スイスはドイツから輸入もしていました。輸入されたのは石炭、石油製品、工業材料、食料品など、ドイツ自身も必要としていたものでした。


各交戦国はスイスと他の交戦国との貿易について了解していました。

1944年に最初のアメリカ軍兵士がスイス国境に到着し、連合国との関係が改善された後、スイスはドイツとの貿易活動を縮小しました。しかし、ドイツとイタリアが相手国にスイス経由で非軍事物資を送ることは、引き続き許可しました。

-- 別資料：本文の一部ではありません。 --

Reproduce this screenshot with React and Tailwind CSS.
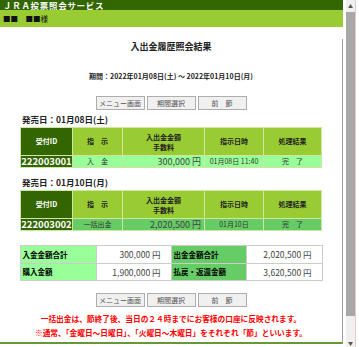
import React from 'react';

const jp = "font-['Noto_Sans_CJK_JP',sans-serif]";

const NavButtons = () => (
    <div className="flex justify-center gap-[2px]">
        {['メニュー画面', '期間選択', '前　節'].map((label) => (
            <button key={label} className="w-[49px] h-[14px] bg-[#f0f0f0] border border-[#adadad] text-[7px] leading-[12px] text-[#555]">
                {label}
            </button>
        ))}
    </div>
);

const HistoryTable = ({ id, kind, amount, time, rowBg }) => (
    <table className="mx-auto border-collapse text-[7px]">
        <colgroup>
            <col className="w-[52px]" />
            <col className="w-[50px]" />
            <col className="w-[82px]" />
            <col className="w-[59px]" />
            <col className="w-[58px]" />
        </colgroup>
        <thead>
            <tr className="h-[28px] font-bold text-[#222]">
                <th className="bg-[#336600] text-white border border-[#cfe6a3]">受付ID</th>
                <th className="bg-[#99cc33] border border-[#cfe6a3]">指　示</th>
                <th className="bg-[#99cc33] border border-[#cfe6a3] leading-[10px]">入出金金額<br />手数料</th>
                <th className="bg-[#99cc33] border border-[#cfe6a3]">指示日時</th>
                <th className="bg-[#99cc33] border border-[#cfe6a3]">処理結果</th>
            </tr>
        </thead>
        <tbody>
            <tr className={`h-[12px] ${rowBg} text-[#333]`}>
                <td className="bg-[#336600] text-white font-bold text-[9.5px] leading-[11px] text-center border border-[#cfe6a3]">{id}</td>
                <td className="text-center border border-[#cfe6a3]">{kind}</td>
                <td className="text-right pr-[3px] text-[9px] leading-[11px] text-[#444] border border-[#cfe6a3]">{amount}</td>
                <td className="text-center border border-[#cfe6a3]">{time}</td>
                <td className="text-center border border-[#cfe6a3]">完　了</td>
            </tr>
        </tbody>
    </table>
);

const App = () => {
    return (
        <div className={`w-[359px] h-[347px] flex bg-white overflow-hidden ${jp}`}>
            <div className="w-[343px] flex flex-col">
                <div className="h-[10px] bg-[#336600] text-white font-bold text-[8.5px] leading-[10px] pl-[3px] tracking-[0.7px] overflow-hidden">ＪＲＡ投票照会サービス</div>
                <div className="h-[17px] bg-[#99cc33] text-[7.5px] leading-[17px] pl-[3px] text-[#111]">■■　■■様</div>

                <div className="mt-[12px] h-[305px] border-r border-[#a0a0a0] border-b-2 border-b-[#669933] flex flex-col">
                    <h1 className="pt-[2px] text-center font-bold text-[9px] leading-[12px] text-[#222]">入出金履歴照会結果</h1>
                    <p className="mt-[18px] text-center font-bold text-[7px] leading-[10px] text-[#222]">期間：2022年01月08日(土) ～ 2022年01月10日(月)</p>

                    <div className="mt-[15px]"><NavButtons /></div>

                    <p className="mt-[3px] ml-[22px] font-bold text-[8.5px] leading-[12px] text-[#222]">発売日：01月08日(土)</p>
                    <div className="mt-[2px]">
                        <HistoryTable id="222003001" kind="入　金" amount="300,000 円" time="01月08日 11:40" rowBg="bg-[#99ff99]" />
                    </div>

                    <p className="mt-[8px] ml-[22px] font-bold text-[8.5px] leading-[12px] text-[#222]">発売日：01月10日(月)</p>
                    <div className="mt-[2px]">
                        <HistoryTable id="222003002" kind="一括出金" amount="2,020,500 円" time="01月10日" rowBg="bg-[#66cc66]" />
                    </div>

                    <table className="mx-auto mt-[14px] border-collapse text-[7.5px]">
                        <colgroup>
                            <col className="w-[76px]" />
                            <col className="w-[75px]" />
                            <col className="w-[75px]" />
                            <col className="w-[76px]" />
                        </colgroup>
                        <tbody>
                            <tr className="h-[18px]">
                                <td className="bg-[#99ff99] font-bold pl-[2px] border border-[#cccccc]">入金金額合計</td>
                                <td className="text-right pr-[10px] text-[8.5px] text-[#444] border border-[#cccccc]">300,000 円</td>
                                <td className="bg-[#66cc66] font-bold pl-[2px] border border-[#cccccc]">出金金額合計</td>
                                <td className="text-right pr-[10px] text-[8.5px] text-[#444] border border-[#cccccc]">2,020,500 円</td>
                            </tr>
                            <tr className="h-[17px]">
                                <td className="bg-[#99ff99] font-bold pl-[2px] border border-[#cccccc]">購入金額</td>
                                <td className="text-right pr-[10px] text-[8.5px] text-[#444] border border-[#cccccc]">1,900,000 円</td>
                                <td className="bg-[#66cc66] font-bold pl-[2px] border border-[#cccccc]">払戻・返還金額</td>
                                <td className="text-right pr-[10px] text-[8.5px] text-[#444] border border-[#cccccc]">3,620,500 円</td>
                            </tr>
                        </tbody>
                    </table>

                    <div className="mt-[12px]"><NavButtons /></div>

                    <div className="mt-[5px] text-center text-[#ff0000] font-bold text-[7.7px] leading-[14px]">
                        <p>一括出金は、節終了後、当日の２４時までにお客様の口座に反映されます。</p>
                        <p>※通常、「金曜日～日曜日」、「火曜日～木曜日」をそれぞれ「節」といいます。</p>
                    </div>
                </div>
            </div>

            {/* browser scrollbar */}
            <div className="ml-[3px] w-[9px] h-full flex flex-col bg-[#f0f0f0]">
                <div className="h-[12px] flex items-center justify-center text-[5px] text-[#555]">▲</div>
                <div className="h-[304px] bg-[#a8a8a8]" />
                <div className="flex-1" />
                <div className="h-[8px] flex items-center justify-center text-[5px] text-[#555]">▼</div>
            </div>
            <div className="w-px h-full bg-[#e8c8c8]" />
        </div>
    );
};

export default App;
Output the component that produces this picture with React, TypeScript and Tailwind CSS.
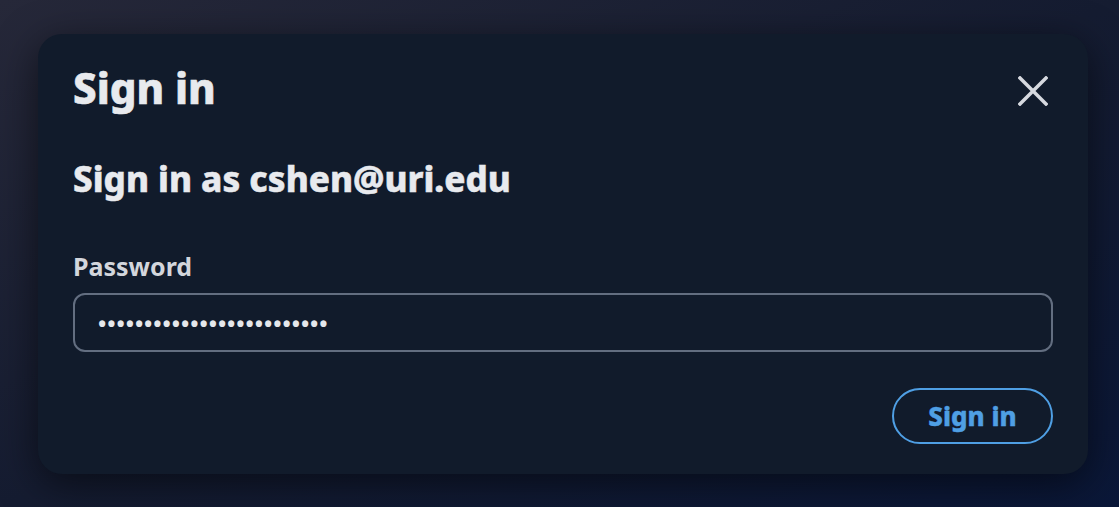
import React from "react";

const font = { fontFamily: '"Noto Sans", "Open Sans", sans-serif' };

export default function App() {
  return (
    <div
      className="w-[1119px] h-[507px] overflow-hidden bg-gradient-to-br from-[#262839] via-[#151c31] to-[#0a1738] pt-[34px] pl-[38px]"
      style={font}
    >
      <div className="w-[1050px] h-[440px] rounded-[24px] bg-[#111b2b] shadow-[0_10px_40px_rgba(0,0,0,0.55)] pl-[35px] pr-[35px] pt-[26px] flex flex-col">
        <div className="flex items-center justify-between">
          <h1 className="text-[42px] leading-[56px] font-extrabold text-[#e8eaee] [-webkit-text-stroke:0.6px_#e8eaee]">Sign in</h1>
          <button className="mt-[6px] w-[40px] h-[40px] flex items-center justify-center text-[#d6d9df]">
            <svg width="30" height="30" viewBox="0 0 30 30" fill="none" stroke="currentColor" strokeWidth="3.5" strokeLinecap="square">
              <path d="M2 2 L28 28 M28 2 L2 28" />
            </svg>
          </button>
        </div>
        <h2 className="mt-[43px] text-[35px] leading-[40px] font-extrabold text-[#e8eaee] [-webkit-text-stroke:0.5px_#e8eaee]">Sign in as cshen@uri.edu</h2>
        <label className="mt-[52px] text-[25px] leading-[30px] font-bold text-[#d3d6dc]">Password</label>
        <input
          type="password"
          defaultValue="abcdefghijklmnopqrstuvwxy"
          className="mt-[12px] h-[59px] w-full rounded-[12px] border-2 border-[#636e80] bg-transparent px-[23px] text-[22px] font-bold tracking-[0.95px] text-[#e5e7eb] outline-none"
          style={font}
          readOnly
        />
        <div className="mt-[36px] flex justify-end">
          <button className="h-[56px] w-[161px] rounded-full border-2 border-[#4f9fe4] text-[#4f9fe4] text-[26px] font-extrabold [-webkit-text-stroke:0.4px_#4f9fe4]">
            Sign in
          </button>
        </div>
      </div>
    </div>
  );
}
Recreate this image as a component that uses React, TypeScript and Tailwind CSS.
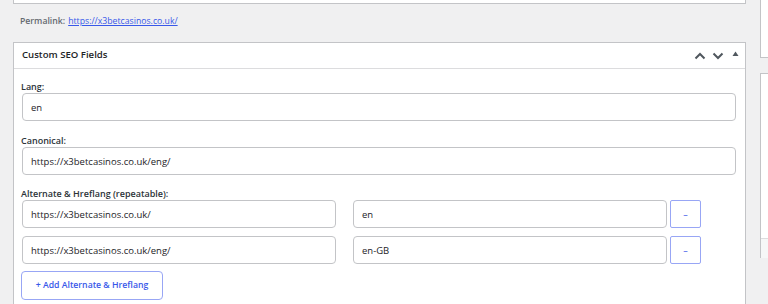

スイスは中立な金融センターとして、連合国と枢軸国の両方と取引きを続けました。両陣営から、例えば金を購入しました。

現代の視点

政府高官や要人の何人かは、勇気ある行動を取らなかっり、ナチスと親交を深めたことを批判されています。

外国人警察の長官であったハインリヒ・ロートムントは1938年、ドイツ系ユダヤ人を他のドイツ人から区別するために、ドイツ系ユダヤ人の旅券に「J」の文字を刻印するスタンプを導入することを認めました。ロートムントは、スイスの生活様式に適応できない人々が大量に押し寄せてくるのを妨げる必要があると考えていたのです。しかしそれと同時に、ナチスによるユダヤ人の扱いを糾弾しました。

第二次世界大戦中にスイスが公式にとった行動には、いくつもの暗い影がつきまとっています。スイスが多くのユダヤ人難民の入国を拒否したことは、特に批判の的になっています。スイスはまた、ナチスがユダヤ人から没収した金を購入したことも責められています。戦中にスイスに預けられた預金を、戦後になって自発的に遺族に返還しなかったことも批判されています。さらに、ドイツに軍備を供給することによって戦争を長引かせたという批判にも晒されています。
20世紀末になって、歴史家フランソワ・ベルジエを委員長とする委員会が、これらの批判を検証する試みを行いました。ベルジエ委員会は2002年に発表した報告書の中で、スイスは数千人ものユダヤ人の入国を拒んだだけでなく、その一部を直接ドイツに引き渡していたと結論づけました。その上、数百万フランもの預金が、相続人の不存在を理由に国庫に納められたという批判が事実であったことが認められました。
ベルジェ委員会によって相続人不存在の預金問題が扱われるまで、この種の議論は極めて表面的なものにとどまっていました。この報告書は、大戦中のスイスについて異なった分析をするための重要なツールとなっています。